▶ _RAW DATA_
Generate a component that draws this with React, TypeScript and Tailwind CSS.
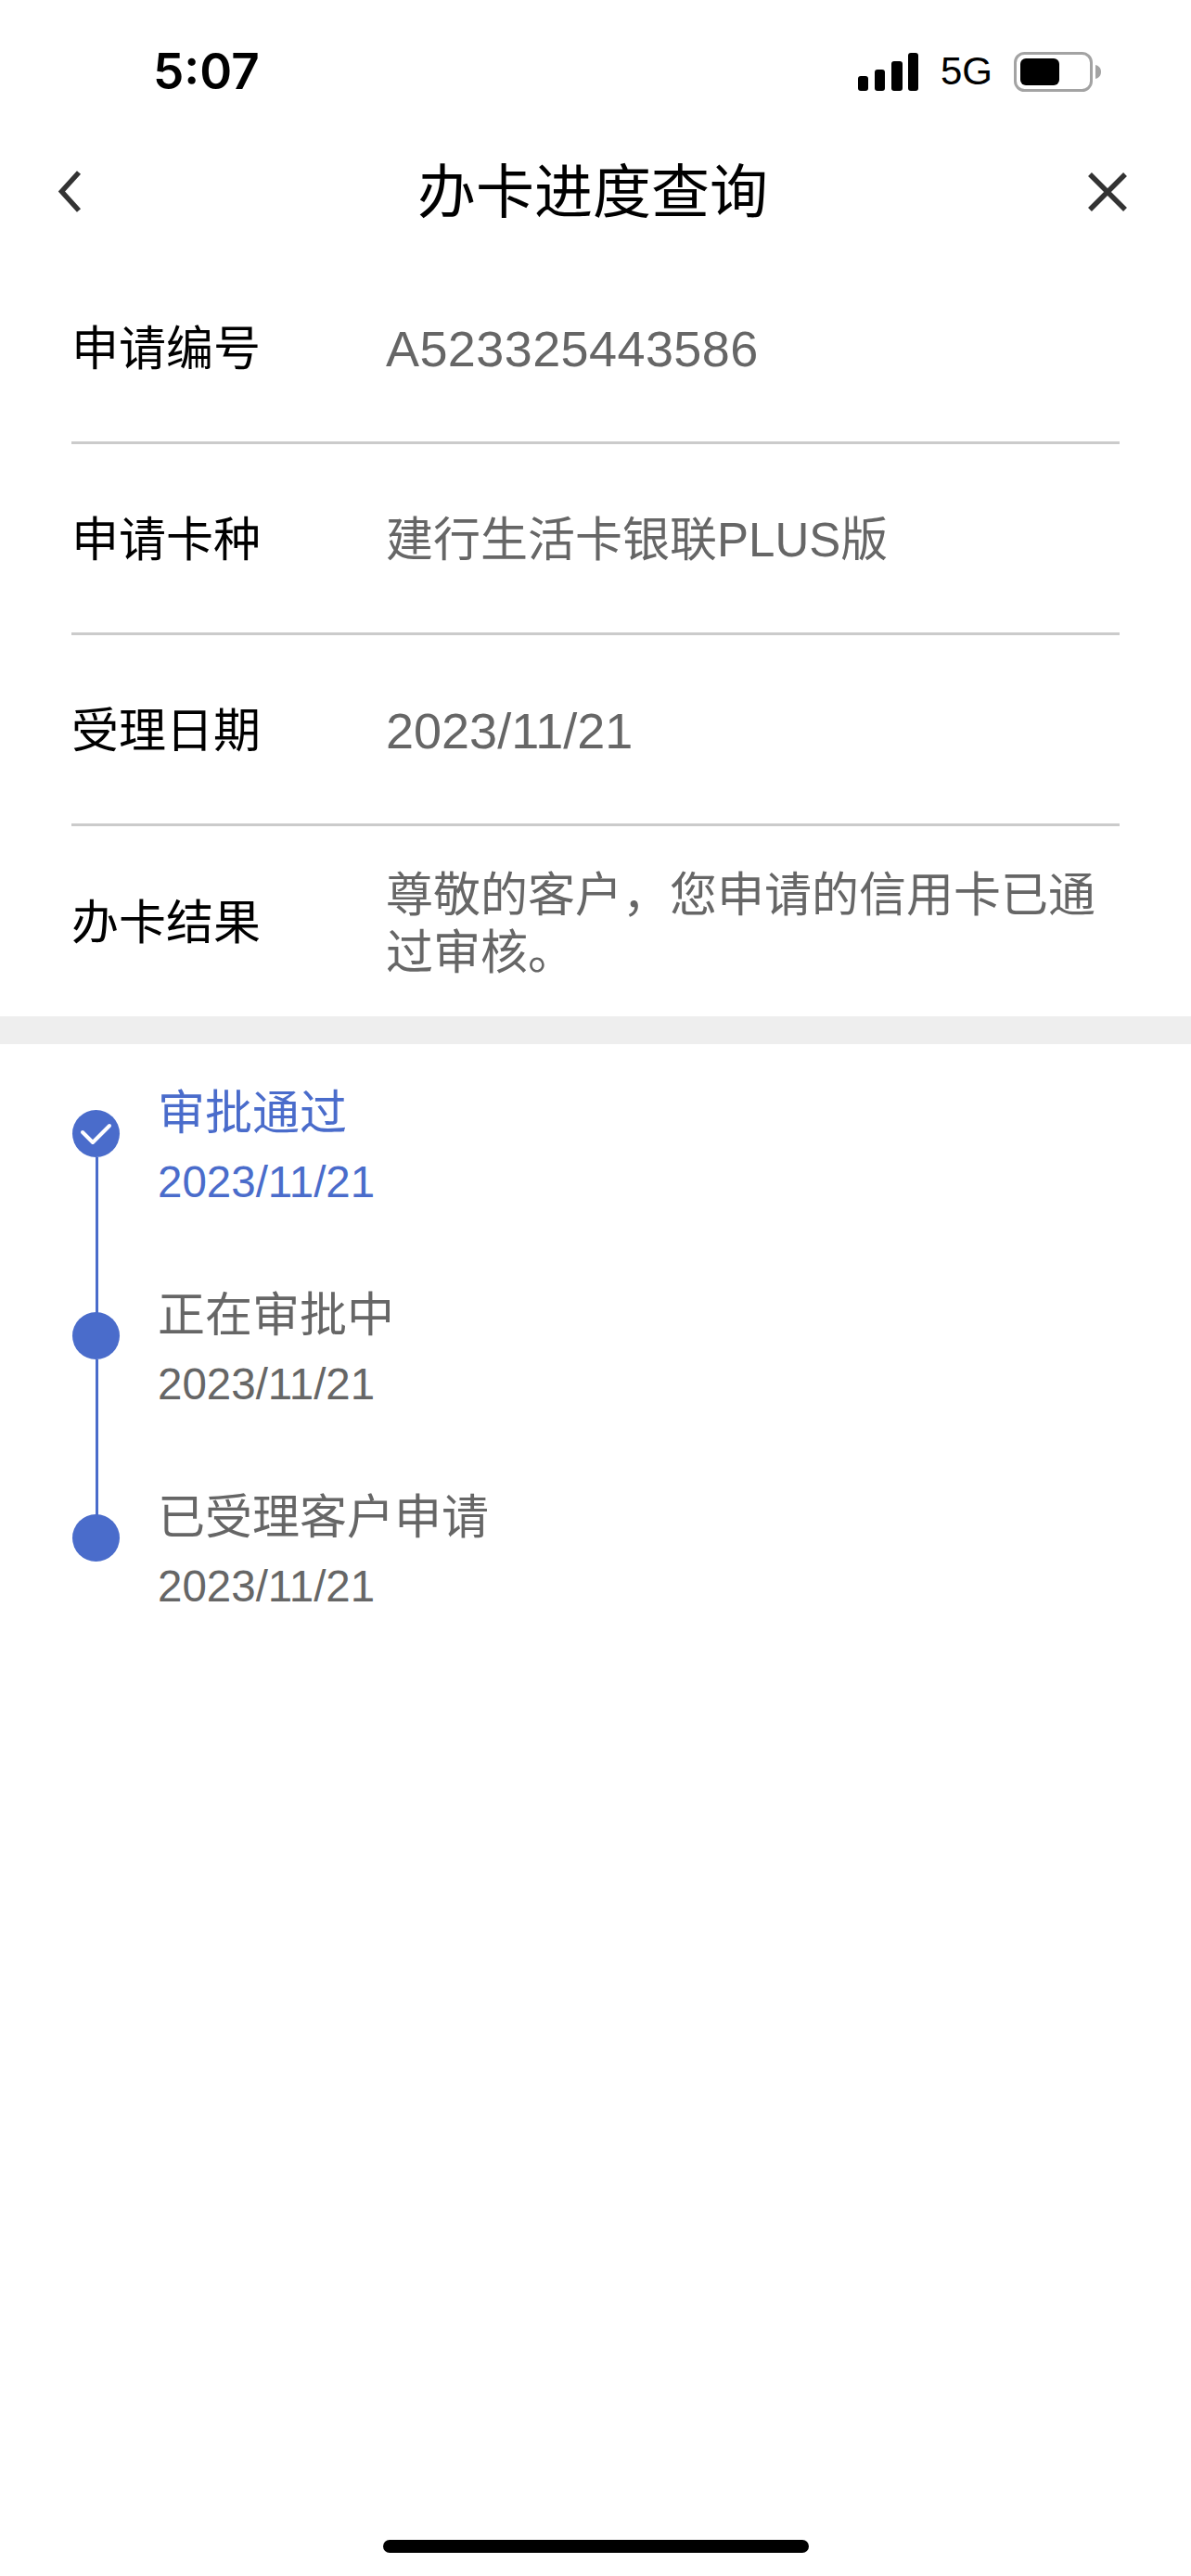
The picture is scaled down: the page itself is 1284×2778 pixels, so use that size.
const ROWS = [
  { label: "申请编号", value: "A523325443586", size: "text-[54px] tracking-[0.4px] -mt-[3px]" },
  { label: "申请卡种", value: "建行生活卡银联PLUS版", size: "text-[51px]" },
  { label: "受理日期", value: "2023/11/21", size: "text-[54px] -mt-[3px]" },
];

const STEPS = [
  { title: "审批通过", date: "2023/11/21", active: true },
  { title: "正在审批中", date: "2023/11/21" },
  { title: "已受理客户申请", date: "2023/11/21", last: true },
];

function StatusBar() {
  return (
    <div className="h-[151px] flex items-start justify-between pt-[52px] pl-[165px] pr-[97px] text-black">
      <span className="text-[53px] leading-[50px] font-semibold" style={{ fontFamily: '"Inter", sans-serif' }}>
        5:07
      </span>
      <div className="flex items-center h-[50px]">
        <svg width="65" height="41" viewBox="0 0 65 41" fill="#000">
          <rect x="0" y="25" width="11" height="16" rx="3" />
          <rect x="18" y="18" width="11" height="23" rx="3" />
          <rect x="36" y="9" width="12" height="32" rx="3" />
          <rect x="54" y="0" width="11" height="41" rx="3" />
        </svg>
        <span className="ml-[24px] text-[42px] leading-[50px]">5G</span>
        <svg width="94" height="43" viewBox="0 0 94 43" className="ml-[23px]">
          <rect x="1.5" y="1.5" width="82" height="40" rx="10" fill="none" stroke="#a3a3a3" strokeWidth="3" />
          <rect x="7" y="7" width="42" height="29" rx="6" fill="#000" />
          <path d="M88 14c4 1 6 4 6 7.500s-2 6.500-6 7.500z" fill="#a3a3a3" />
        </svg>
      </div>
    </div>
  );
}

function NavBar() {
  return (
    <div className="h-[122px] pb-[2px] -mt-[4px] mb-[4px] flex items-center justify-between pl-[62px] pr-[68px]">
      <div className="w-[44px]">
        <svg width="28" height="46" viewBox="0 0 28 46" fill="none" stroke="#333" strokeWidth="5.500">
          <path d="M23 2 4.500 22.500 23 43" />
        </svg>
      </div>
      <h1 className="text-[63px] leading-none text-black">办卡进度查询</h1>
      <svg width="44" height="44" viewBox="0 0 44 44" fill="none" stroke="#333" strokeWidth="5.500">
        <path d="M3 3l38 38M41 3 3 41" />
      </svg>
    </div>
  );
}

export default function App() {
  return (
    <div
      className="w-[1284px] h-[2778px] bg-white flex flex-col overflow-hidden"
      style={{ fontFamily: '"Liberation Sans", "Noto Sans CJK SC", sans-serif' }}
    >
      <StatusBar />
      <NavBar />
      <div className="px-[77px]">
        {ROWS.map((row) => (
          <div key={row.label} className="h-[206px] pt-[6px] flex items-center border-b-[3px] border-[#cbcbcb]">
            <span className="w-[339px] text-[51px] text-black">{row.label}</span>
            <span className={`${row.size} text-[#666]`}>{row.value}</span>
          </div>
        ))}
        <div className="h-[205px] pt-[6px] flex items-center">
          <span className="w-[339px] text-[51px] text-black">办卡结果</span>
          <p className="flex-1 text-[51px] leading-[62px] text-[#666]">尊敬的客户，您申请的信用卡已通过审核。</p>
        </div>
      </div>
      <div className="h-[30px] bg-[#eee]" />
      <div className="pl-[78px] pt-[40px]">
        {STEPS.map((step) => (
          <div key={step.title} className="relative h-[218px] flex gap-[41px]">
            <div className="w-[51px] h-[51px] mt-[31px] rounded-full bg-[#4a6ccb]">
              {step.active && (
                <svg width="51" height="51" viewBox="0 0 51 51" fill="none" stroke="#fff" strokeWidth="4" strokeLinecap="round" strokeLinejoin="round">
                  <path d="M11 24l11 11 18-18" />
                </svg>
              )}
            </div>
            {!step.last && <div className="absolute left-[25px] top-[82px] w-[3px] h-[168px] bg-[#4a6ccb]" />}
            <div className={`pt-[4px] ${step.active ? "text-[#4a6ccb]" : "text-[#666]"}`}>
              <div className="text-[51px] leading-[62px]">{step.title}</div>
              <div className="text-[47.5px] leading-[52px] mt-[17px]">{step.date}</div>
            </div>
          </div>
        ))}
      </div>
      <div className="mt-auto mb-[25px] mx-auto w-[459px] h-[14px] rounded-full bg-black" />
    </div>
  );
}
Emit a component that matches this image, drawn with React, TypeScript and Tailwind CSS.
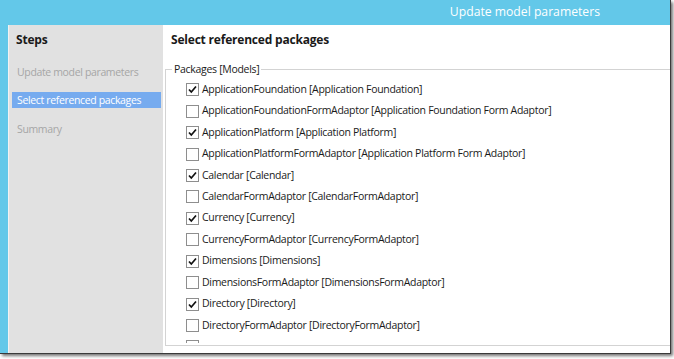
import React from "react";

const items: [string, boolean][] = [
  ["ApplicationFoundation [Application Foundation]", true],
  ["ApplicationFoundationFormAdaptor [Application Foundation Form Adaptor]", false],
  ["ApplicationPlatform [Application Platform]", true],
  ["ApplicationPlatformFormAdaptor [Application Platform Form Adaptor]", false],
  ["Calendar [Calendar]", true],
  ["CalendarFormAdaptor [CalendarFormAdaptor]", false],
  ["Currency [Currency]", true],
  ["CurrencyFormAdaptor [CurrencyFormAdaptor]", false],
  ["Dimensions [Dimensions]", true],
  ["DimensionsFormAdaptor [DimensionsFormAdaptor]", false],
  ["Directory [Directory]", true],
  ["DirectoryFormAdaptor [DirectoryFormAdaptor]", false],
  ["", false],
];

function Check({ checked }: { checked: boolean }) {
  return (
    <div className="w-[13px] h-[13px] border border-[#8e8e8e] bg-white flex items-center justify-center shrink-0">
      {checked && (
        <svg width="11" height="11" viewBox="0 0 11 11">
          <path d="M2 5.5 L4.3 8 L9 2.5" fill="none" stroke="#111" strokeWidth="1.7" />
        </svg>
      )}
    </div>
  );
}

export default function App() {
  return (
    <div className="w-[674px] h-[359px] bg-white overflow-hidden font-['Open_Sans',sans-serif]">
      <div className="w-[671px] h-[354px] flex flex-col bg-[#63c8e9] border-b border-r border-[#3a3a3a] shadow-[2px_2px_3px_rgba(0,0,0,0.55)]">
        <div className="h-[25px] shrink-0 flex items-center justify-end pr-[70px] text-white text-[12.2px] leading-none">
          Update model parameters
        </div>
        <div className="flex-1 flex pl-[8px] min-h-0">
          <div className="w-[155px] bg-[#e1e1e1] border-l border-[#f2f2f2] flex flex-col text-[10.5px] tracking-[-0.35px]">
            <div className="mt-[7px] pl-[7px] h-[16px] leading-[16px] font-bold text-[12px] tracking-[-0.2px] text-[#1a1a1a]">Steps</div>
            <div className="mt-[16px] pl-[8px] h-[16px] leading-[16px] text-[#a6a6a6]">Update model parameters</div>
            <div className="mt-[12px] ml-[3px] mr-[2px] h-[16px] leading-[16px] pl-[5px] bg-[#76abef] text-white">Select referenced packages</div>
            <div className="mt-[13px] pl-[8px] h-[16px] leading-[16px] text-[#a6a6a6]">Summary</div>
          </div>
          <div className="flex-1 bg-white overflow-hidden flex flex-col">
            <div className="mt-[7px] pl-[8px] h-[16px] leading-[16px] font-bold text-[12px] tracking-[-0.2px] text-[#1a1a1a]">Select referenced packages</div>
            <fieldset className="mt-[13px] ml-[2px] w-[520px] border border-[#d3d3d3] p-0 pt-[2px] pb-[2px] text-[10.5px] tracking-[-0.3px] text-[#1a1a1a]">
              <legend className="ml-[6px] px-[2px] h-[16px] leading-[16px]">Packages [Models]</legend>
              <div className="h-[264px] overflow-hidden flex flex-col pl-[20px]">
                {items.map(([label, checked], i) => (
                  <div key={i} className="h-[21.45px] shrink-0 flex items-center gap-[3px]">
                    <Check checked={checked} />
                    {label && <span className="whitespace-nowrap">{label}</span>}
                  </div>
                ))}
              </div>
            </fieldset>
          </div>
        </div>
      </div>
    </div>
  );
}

▶ _PROBLEM TO WORK ON_
Give again, word for word, the lines from the one that contains "Emit a component" to the one that contains "import React from", both included. Omit the pictures.

▶ _OUTPUT OF THE TASK_
Emit a component that matches this image, drawn with React, TypeScript and Tailwind CSS.
import React from "react";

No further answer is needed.